Polyimide & Graphene Oxide (GO) : A Start to a Summer of Composites

This summer my research focuses on making polyimide/graphene nanocomposites. Those sure are some words, right? I’d rather just break it down into four introductory questions:

  1. Who am I?
  2. What are polyimides?
  3. What is graphene oxide (GO)?
  4. Why on earth are we trying to make composite materials from these particular materials?

So lets start off with the easy question (well, it might be hard, it depends how philosophical we’re getting here.)

Who am I?

I’m Natalie — hello! This is my last summer here at the College which means senior year is coming (ah!). I am a Chemistry major from Fredericksburg, VA and I’ve been involved in Dr. Kranbuehl’s research lab since freshman year. This is starting to sound a little it like a resume so how about some slightly more interesting personal facts? I fence foil here with the William and Mary Fencing team, I enjoy rockclimbing casually (and sometimes falling), embroidery and hand sewing.

Now you know! And on to the more difficult questions:

What are polyimides?

Polyimides are a class of high performance polymers. They are thermoset polymers which means that once they are completely set, made, done, they’re done — there is no going back and there is no melting. They have incredible thermal stability and mechanical properties. This just means they’re great for high temperature high stress situations, think industrial machinery and electronics. There are even polyimide tapes in our friend Mars Rover Curiosity. Also, they’re a characteristic almost beautiful yellowy-orange color though transparent which I think is a cool bonus.

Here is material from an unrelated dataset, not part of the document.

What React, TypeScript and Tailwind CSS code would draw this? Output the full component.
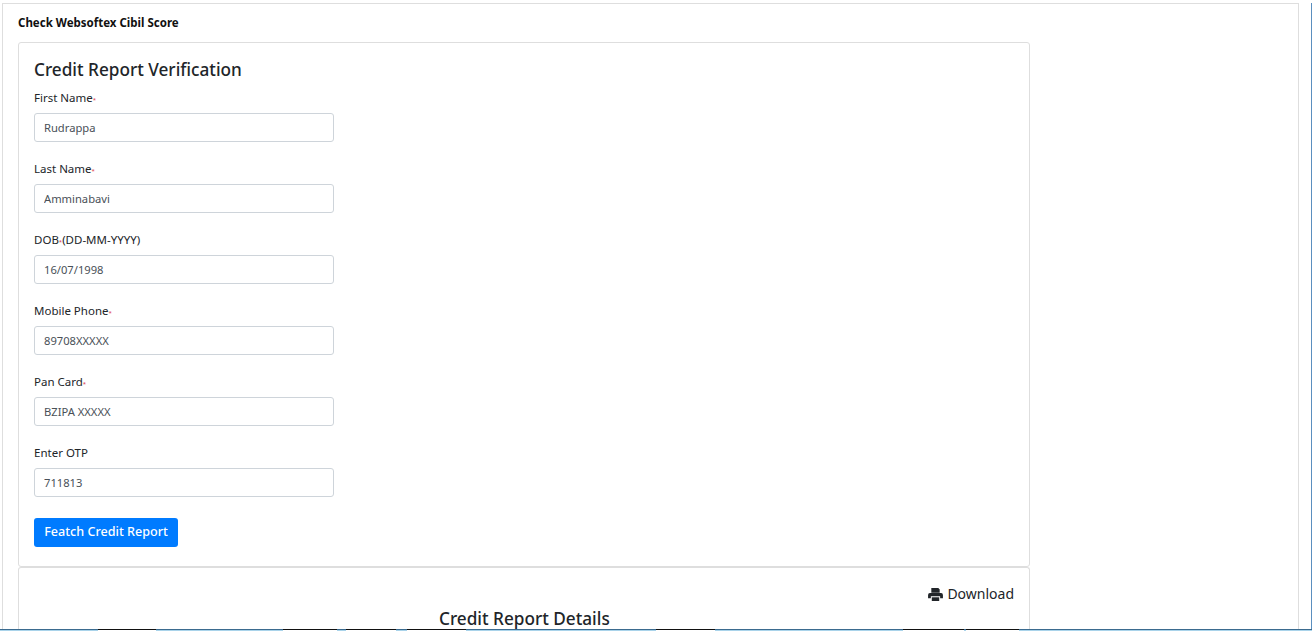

What is graphene oxide (GO)?

You might not have heard of graphene oxide but you’ve probably heard of graphene. It was the subject of the Nobel Prize in Physics in 2010. Graphene is a single atom thick layer sheet of carbon atoms arranged in a honeycomb structure and is incredibly strong. Graphene Oxide is this basic structure but with the addition of oxygen via hydroxy groups, carbonyl groups and epoxy bridges. Pristene graphene, aside from being a fun rhyme, is perfectly flat. This is not the case with Graphene Oxide and it is not as strong as pristine graphene but it is more hydrophilic than graphene. Pristine graphene is extremely hydrophobic which makes it, well, hard to put into stuff. Therefore, GO is the better choice as we get to keep some of the amazing structural properties and have the hydrophilic groups we need to, well, basically, make the stuff go together.

Why on earth are we trying to make composite materials from these particular materials?

Polyimides are pretty great on their own, don’t get me wrong, but what if we could make them better? Incorporation of GO into the polymer matrix could potentially improve the mechanical properties of the material as well as potentially creating a polyimide that already has all of its own great properties but is a fantastic gas barrier.

The struggle will be in all the actual bench work because a) things look easier on paper b) the devil’s in the details. Overall, we’re striving for homogenous dispersions and reproducible samples without macro structural defects from the production process.

Comments

  1. Natalie, can’t agree more with ‘the devil;s in the details’!
    One question: How incredible the mechanical properties of polyimide are, compared to GO? (I could google it but maybe you have a metaphor better than the numbers themselves.) =]

  2. nvhudsmith says:

    Hi Jing!
    I’ve found some pretty handy numbers for comparison. Pristene Graphene is famous for the Young’s Modulus of 1000 GPa. I looked up the Young’s Modulus for Graphene Oxide (Suk et al. ASCNano) which was found to be 207.6 GPa. This is expected, of course, because of the defects and crinkling due to the additional oxygen functional groups.
    Polyimide mechanical properties really depend on the polyimide — there are quite a few kinds out there but I found a site that lists their film for purchase and cited the polyimide Young’s Modulus at anywhere from 8-15 GPa. So, graphene oxide and graphene are of magnitudes stronger. I guess I don’t really have a metaphor for this handy but I’ll try to think of one. On an intuitive level, though, this concept always reminds me of the practice of adding rebar to reinforced concrete, just waaaay tinier. 🙂